__What is being asked__
Search the records for "image" and copy each line that holds it.

__Data excerpts__
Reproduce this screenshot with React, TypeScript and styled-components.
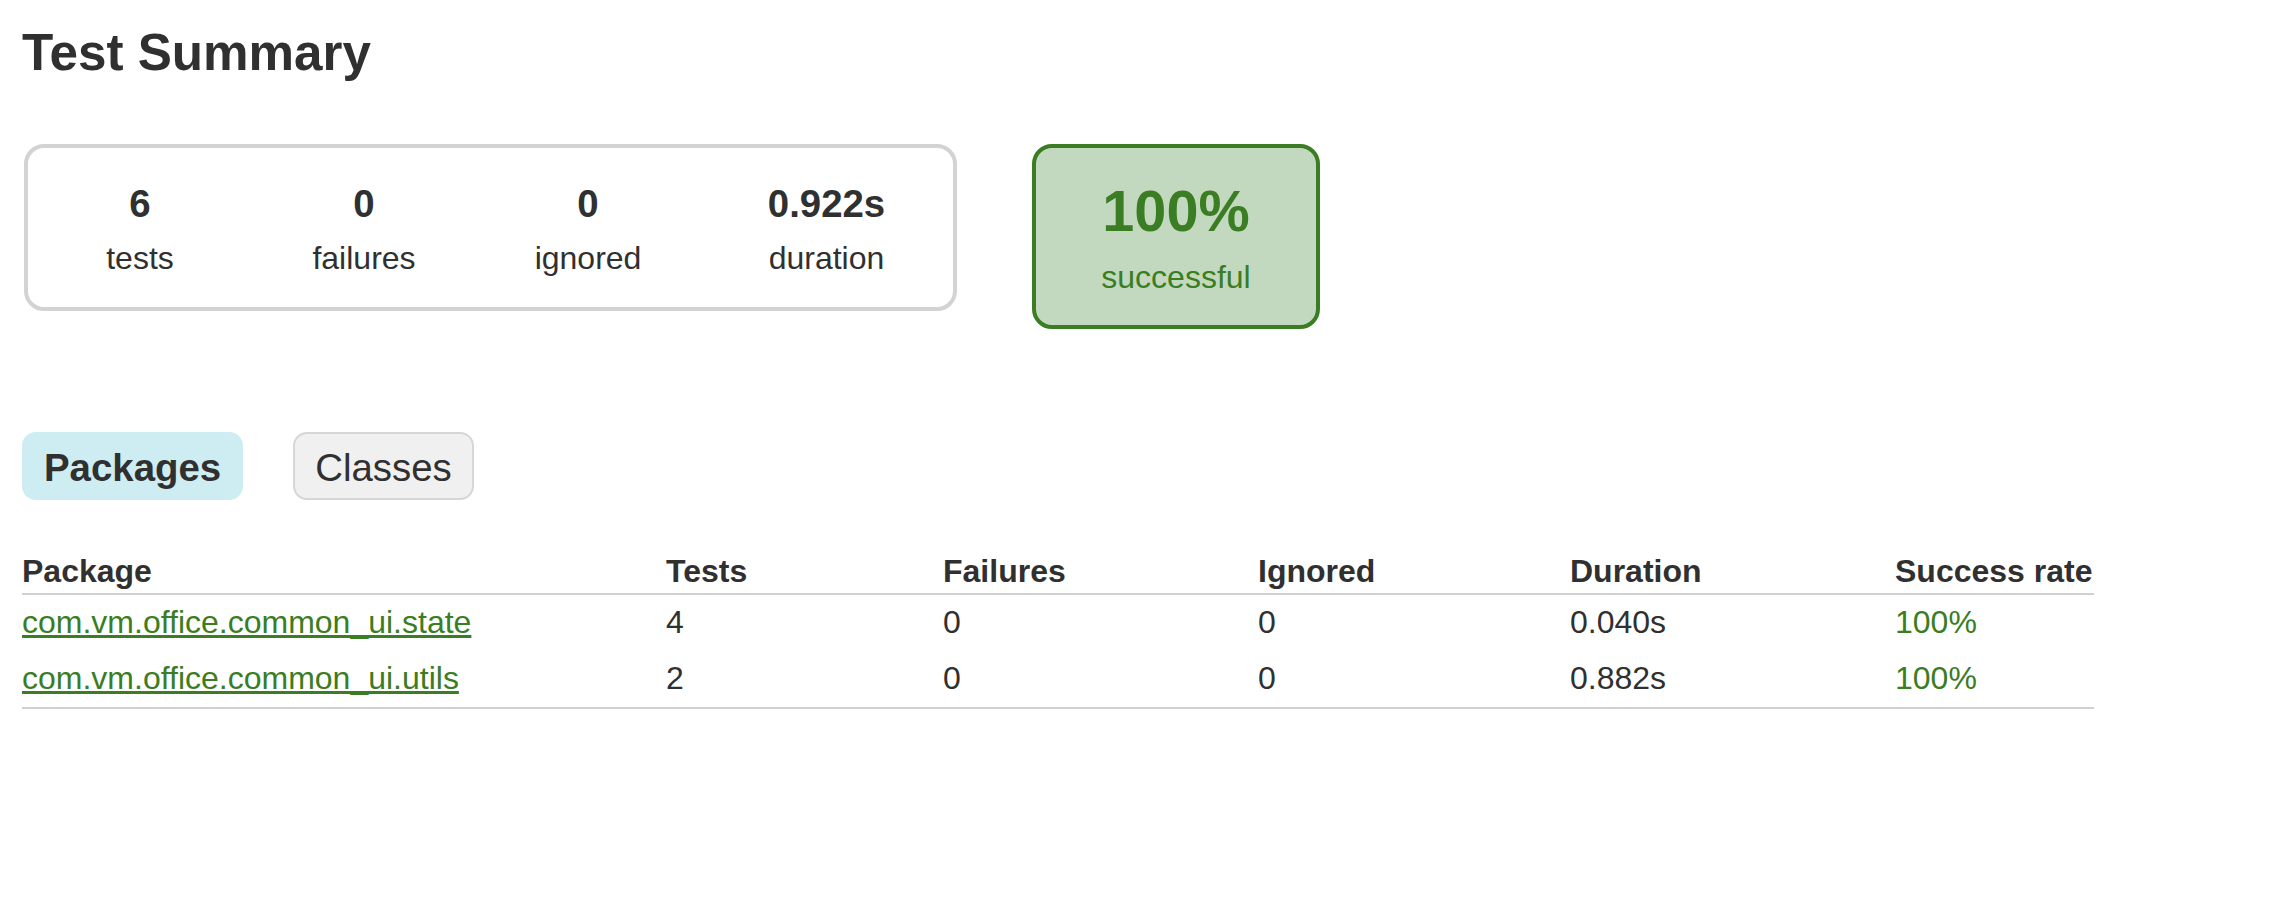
import React from "react";
import styled, { createGlobalStyle } from "styled-components";

const GlobalStyle = createGlobalStyle`
  html, body {
    margin: 0;
    padding: 0;
    background: #ffffff;
  }
  body {
    font-family: "Liberation Sans", Arial, Helvetica, sans-serif;
    font-size: 32px;
    color: #303030;
  }
`;

const green = "#3a7d22";

const Page = styled.div`
  padding: 23px 22px 40px 22px;
`;

const Title = styled.h1`
  margin: 0;
  font-size: 51.2px;
  font-weight: bold;
  line-height: normal;
  color: #303030;
`;

const SummaryRow = styled.div`
  display: flex;
  align-items: flex-start;
  margin-top: 62px;
`;

const SummaryGroup = styled.div`
  display: flex;
  margin-left: 2px;
  border: 4px solid #d3d3d3;
  border-radius: 20px;
  width: 925px;
`;

const InfoBox = styled.div<{ $w: number }>`
  width: ${(p) => p.$w}px;
  padding: 34px 0 30px;
  text-align: center;
`;

const Counter = styled.div`
  font-size: 38.4px;
  font-weight: bold;
  line-height: normal;
  margin-bottom: 14px;
`;

const Label = styled.div`
  font-size: 32px;
  line-height: normal;
`;

const SuccessBox = styled.div`
  margin-left: 75px;
  width: 280px;
  padding: 30px 0 29px;
  border: 4px solid ${green};
  border-radius: 20px;
  background: #c3d9bf;
  color: ${green};
  text-align: center;
`;

const Percent = styled.div`
  font-size: 57.6px;
  font-weight: bold;
  line-height: normal;
  margin-bottom: 15px;
`;

const Tabs = styled.ul`
  display: flex;
  list-style: none;
  margin: 103px 0 0 0;
  padding: 0;
`;

const Tab = styled.li<{ $selected?: boolean }>`
  padding: 12px 20px 8px;
  margin-right: 50px;
  border-radius: 14px;
  border: 2px solid ${(p) => (p.$selected ? "#ceedf2" : "#d6d6d6")};
  background: ${(p) => (p.$selected ? "#ceedf2" : "#f0f0f0")};
  font-size: 38.4px;
  line-height: normal;
  font-weight: ${(p) => (p.$selected ? "bold" : "normal")};
  color: #303030;
`;

const Table = styled.div`
  margin-top: 48px;
  width: 2072px;
  display: grid;
  grid-template-columns: 644px 277px 315px 312px 325px 199px;
  border-bottom: 2px solid #d0d0d0;
`;

const HeadCell = styled.div`
  padding: 5px 0 3px;
  font-weight: bold;
  line-height: normal;
  border-bottom: 2px solid #d0d0d0;
  white-space: nowrap;
`;

const Cell = styled.div<{ $green?: boolean }>`
  padding: 9px 0 10px;
  line-height: normal;
  white-space: nowrap;
  color: ${(p) => (p.$green ? green : "#303030")};
`;

const PkgLink = styled.a`
  color: ${green};
  text-decoration: underline;
`;

const rows = [
  { name: "com.vm.office.common_ui.state", tests: "4", failures: "0", ignored: "0", duration: "0.040s", rate: "100%" },
  { name: "com.vm.office.common_ui.utils", tests: "2", failures: "0", ignored: "0", duration: "0.882s", rate: "100%" },
];

export default function App() {
  return (
    <Page>
      <GlobalStyle />
      <Title>Test Summary</Title>
      <SummaryRow>
        <SummaryGroup>
          <InfoBox $w={224}>
            <Counter>6</Counter>
            <Label>tests</Label>
          </InfoBox>
          <InfoBox $w={224}>
            <Counter>0</Counter>
            <Label>failures</Label>
          </InfoBox>
          <InfoBox $w={224}>
            <Counter>0</Counter>
            <Label>ignored</Label>
          </InfoBox>
          <InfoBox $w={253}>
            <Counter>0.922s</Counter>
            <Label>duration</Label>
          </InfoBox>
        </SummaryGroup>
        <SuccessBox>
          <Percent>100%</Percent>
          <Label>successful</Label>
        </SuccessBox>
      </SummaryRow>
      <Tabs>
        <Tab $selected>Packages</Tab>
        <Tab>Classes</Tab>
      </Tabs>
      <Table>
        <HeadCell>Package</HeadCell>
        <HeadCell>Tests</HeadCell>
        <HeadCell>Failures</HeadCell>
        <HeadCell>Ignored</HeadCell>
        <HeadCell>Duration</HeadCell>
        <HeadCell>Success rate</HeadCell>
        {rows.map((r) => (
          <React.Fragment key={r.name}>
            <Cell>
              <PkgLink href="#">{r.name}</PkgLink>
            </Cell>
            <Cell>{r.tests}</Cell>
            <Cell>{r.failures}</Cell>
            <Cell>{r.ignored}</Cell>
            <Cell>{r.duration}</Cell>
            <Cell $green>{r.rate}</Cell>
          </React.Fragment>
        ))}
      </Table>
    </Page>
  );
}
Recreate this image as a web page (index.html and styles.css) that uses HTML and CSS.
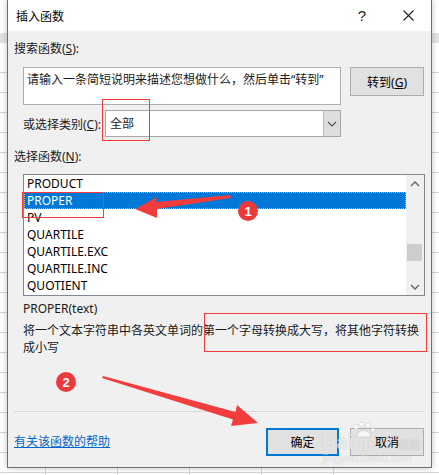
FILE: index.html
```html
<!DOCTYPE html>
<html lang="zh-CN">
<head>
    <meta charset="UTF-8">
    <meta name="viewport" content="width=device-width, initial-scale=1.0">
    <title>插入函数</title>
    <link rel="stylesheet" href="styles.css">
</head>
<body>
    <div class="dialog">
        <div class="titlebar">
            <span class="title">插入函数</span>
            <span class="caption-btn help">?</span>
            <span class="caption-btn">
                <svg width="11" height="11" viewBox="0 0 11 11"><path d="M0.5 0.5 L10.5 10.5 M10.5 0.5 L0.5 10.5" stroke="#222" stroke-width="1.1" fill="none"/></svg>
            </span>
        </div>

        <div class="content">
            <div class="label">搜索函数(<u>S</u>):</div>

            <div class="search-row">
                <div class="search-box">请输入一条简短说明来描述您想做什么，然后单击“转到”</div>
                <button class="btn go-btn">转到(<u>G</u>)</button>
            </div>

            <div class="category-row">
                <span class="category-label">或选择类别(<u>C</u>):</span>
                <div class="select">
                    <span class="select-value">全部</span>
                    <span class="select-drop">
                        <svg width="10" height="6" viewBox="0 0 10 6"><path d="M1 1 L5 5 L9 1" stroke="#555" stroke-width="1.1" fill="none"/></svg>
                    </span>
                </div>
            </div>

            <div class="label list-label">选择函数(<u>N</u>):</div>

            <div class="listbox">
                <ul class="func-list">
                    <li>PRODUCT</li>
                    <li class="selected">PROPER</li>
                    <li>PV</li>
                    <li>QUARTILE</li>
                    <li>QUARTILE.EXC</li>
                    <li>QUARTILE.INC</li>
                    <li>QUOTIENT</li>
                </ul>
                <div class="scrollbar">
                    <span class="scroll-arrow">
                        <svg width="10" height="6" viewBox="0 0 10 6"><path d="M1 5 L5 1 L9 5" stroke="#606060" stroke-width="1.3" fill="none"/></svg>
                    </span>
                    <div class="scroll-track">
                        <div class="scroll-thumb"></div>
                    </div>
                    <span class="scroll-arrow">
                        <svg width="10" height="6" viewBox="0 0 10 6"><path d="M1 1 L5 5 L9 1" stroke="#606060" stroke-width="1.3" fill="none"/></svg>
                    </span>
                </div>
            </div>

            <div class="signature">PROPER(text)</div>
            <p class="description">将一个文本字符串中各英文单词的第一个字母转换成大写，将其他字符转换成小写</p>

            <div class="separator"></div>

            <div class="footer">
                <a class="help-link" href="#">有关该函数的帮助</a>
                <button class="btn ok-btn">确定</button>
                <button class="btn">取消</button>
            </div>
        </div>
    </div>

    <!-- red annotations drawn over the screenshot -->
    <svg class="annotations" width="439" height="475" viewBox="0 0 439 475">
        <rect x="102.5" y="99.5" width="47" height="41" fill="none" stroke="#f03c3c" stroke-width="1"/>
        <rect x="22.5" y="192.5" width="81" height="25" fill="none" stroke="#f03c3c" stroke-width="1"/>
        <rect x="204.5" y="313.5" width="222" height="38" fill="none" stroke="#f03c3c" stroke-width="1"/>

        <polygon points="135,209 157,197 156,202 230,195 231,198 157,209 157,218" fill="#f23d3d"/>
        <circle cx="248" cy="211" r="10" fill="#ec3a3a"/>
        <text x="248" y="215.5" class="badge-num">1</text>

        <polygon points="103,376 235.5,412 237,405 258,423 231,426 233,419.5 102,378" fill="#f23d3d"/>
        <circle cx="66" cy="382" r="10" fill="#ec3a3a"/>
        <text x="66" y="386.5" class="badge-num">2</text>

        <!-- baidu paw mark of the watermark -->
        <g fill="rgba(255,255,255,0.7)" stroke="rgba(140,140,140,0.3)" stroke-width="0.8">
            <ellipse cx="356" cy="427" rx="2.4" ry="3"/>
            <ellipse cx="362" cy="424.5" rx="2.4" ry="2.6"/>
            <ellipse cx="368" cy="425.5" rx="2.4" ry="2.8"/>
            <ellipse cx="373" cy="430" rx="2.2" ry="2.6"/>
            <path d="M357 437 C357 432 361 430 364 430.5 C368 431 371 434 370.5 437 Z"/>
        </g>
    </svg>

    <div class="watermark">
        <div class="wm-logo">
            <span class="wm-bai">Bai</span>
            <span class="wm-du">du</span>
            <span class="wm-jy">经验</span>
        </div>
        <div class="wm-url">jingyan.baidu.com</div>
    </div>
</body>
</html>
```

FILE: styles.css
```css
* {
    margin: 0;
    padding: 0;
    box-sizing: border-box;
}

body {
    width: 439px;
    height: 475px;
    overflow: hidden;
    position: relative;
    font-family: "Noto Sans", "Noto Sans CJK SC", sans-serif;
    font-size: 12px;
    color: #1a1a1a;
    background-color: #fff;
    /* spreadsheet grid behind the dialog */
    background-image:
        linear-gradient(#e3e3e3, #e3e3e3),
        repeating-linear-gradient(90deg, transparent 0 45px, #d4d4d4 45px 46px, transparent 46px 72px),
        repeating-linear-gradient(180deg, transparent 0 19px, #d4d4d4 19px 20px);
    background-size: 100% 10px, 100% 100%, 100% 420px;
    background-position: 0 33px, -72px 0, 0 53px;
    background-repeat: no-repeat;
}

.dialog {
    margin-left: 7px;
    width: 425px;
    background-color: #f0f0f0;
    border: 1px solid #6f6f6f;
    border-top: none;
    box-shadow: 0 0 6px rgba(0, 0, 0, 0.25);
}

.titlebar {
    display: flex;
    align-items: center;
    height: 31px;
    background-color: #fff;
    padding-left: 8px;
}

.title {
    flex: 1;
    color: #000;
}

.caption-btn {
    width: 46px;
    height: 31px;
    display: flex;
    align-items: center;
    justify-content: center;
}

.help {
    font-family: "Liberation Sans", sans-serif;
    font-size: 15px;
    color: #222;
}

.content {
    padding: 9px 7px 11px 6px;
}

.label {
    line-height: 18px;
}

.search-row {
    display: flex;
    align-items: flex-start;
    margin-top: 9px;
    margin-left: 9px;
}

.search-box {
    width: 318px;
    height: 38px;
    background-color: #fff;
    border: 1px solid #abadb3;
    padding: 4px 0 0 3px;
    line-height: 16px;
    white-space: nowrap;
}

.btn {
    font-family: "Noto Sans", "Noto Sans CJK SC", sans-serif;
    font-size: 12px;
    color: #000;
    background-color: #e1e1e1;
    border: 1px solid #adadad;
    height: 28px;
}

.go-btn {
    width: 74px;
    height: 29px;
    margin-left: 9px;
}

.category-row {
    display: flex;
    align-items: center;
    width: 318px;
    margin-top: 5px;
    margin-left: 9px;
}

.category-label {
    flex: 1;
}

.select {
    flex: 0 0 236px;
    height: 27px;
    display: flex;
    border: 1px solid #a6a6a6;
    background-color: #fff;
}

.select-value {
    flex: 1;
    padding-left: 4px;
    line-height: 25px;
}

.select-drop {
    width: 17px;
    display: flex;
    align-items: center;
    justify-content: center;
    background-color: #dddddd;
    border-left: 1px solid #b9b9b9;
}

.list-label {
    margin-top: 11px;
}

.listbox {
    display: flex;
    width: 402px;
    height: 122px;
    margin-top: 8px;
    margin-left: 9px;
    border: 1px solid #828790;
    background-color: #fff;
}

.func-list {
    flex: 1;
    list-style-type: none;
}

.func-list li {
    height: 17px;
    line-height: 17px;
    padding-left: 3px;
    color: #000;
}

.func-list .selected {
    background-color: #0078d7;
    color: #fff;
    outline: 1px dotted #e7b46f;
    outline-offset: -1px;
}

.scrollbar {
    width: 18px;
    display: flex;
    flex-direction: column;
    background-color: #f0f0f0;
}

.scroll-arrow {
    height: 17px;
    display: flex;
    align-items: center;
    justify-content: center;
}

.scroll-track {
    flex: 1;
}

.scroll-thumb {
    width: 15px;
    height: 17px;
    margin: 52px 0 0 1px;
    background-color: #cdcdcd;
}

.signature {
    margin-top: 4px;
    margin-left: 9px;
    line-height: 18px;
}

.description {
    margin-top: 4px;
    margin-left: 9px;
    width: 400px;
    line-height: 17px;
}

.separator {
    height: 1px;
    margin-top: 55px;
    margin-right: -1px;
    background-color: #d9d9d9;
}

.footer {
    display: flex;
    align-items: center;
    margin-top: 16px;
}

.help-link {
    flex: 1;
    color: #0066cc;
    text-decoration: underline;
    margin-bottom: 3px;
}

.ok-btn {
    width: 73px;
    margin-right: 11px;
    border: 2px solid #0078d7;
}

.footer .btn:last-child {
    width: 74px;
}

.annotations {
    position: absolute;
    left: 0;
    top: 0;
    pointer-events: none;
}

.badge-num {
    font-family: "Liberation Sans", sans-serif;
    font-size: 13px;
    font-weight: bold;
    fill: #fff;
    text-anchor: middle;
}

/* faint site watermark in the lower right corner */
.watermark {
    position: absolute;
    left: 322px;
    top: 429px;
    pointer-events: none;
    color: rgba(255, 255, 255, 0.65);
    text-shadow: 0 0 1px rgba(120, 120, 120, 0.4);
}

.wm-logo {
    display: flex;
    align-items: flex-end;
    height: 24px;
    font-family: "Liberation Sans", "Noto Sans CJK SC", sans-serif;
    font-weight: bold;
}

.wm-bai {
    font-size: 20px;
    line-height: 22px;
}

.wm-du {
    font-size: 15px;
    line-height: 17px;
    margin-left: 1px;
}

.wm-jy {
    font-size: 11px;
    line-height: 16px;
    margin-left: 26px;
    color: rgba(255, 255, 255, 0.45);
}

.wm-url {
    font-family: "Liberation Sans", sans-serif;
    font-size: 11px;
    line-height: 11px;
    margin-left: 1px;
}
```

__Answer for this exercise__
Recreate this image as a web page (index.html and styles.css) that uses HTML and CSS.
    background-image:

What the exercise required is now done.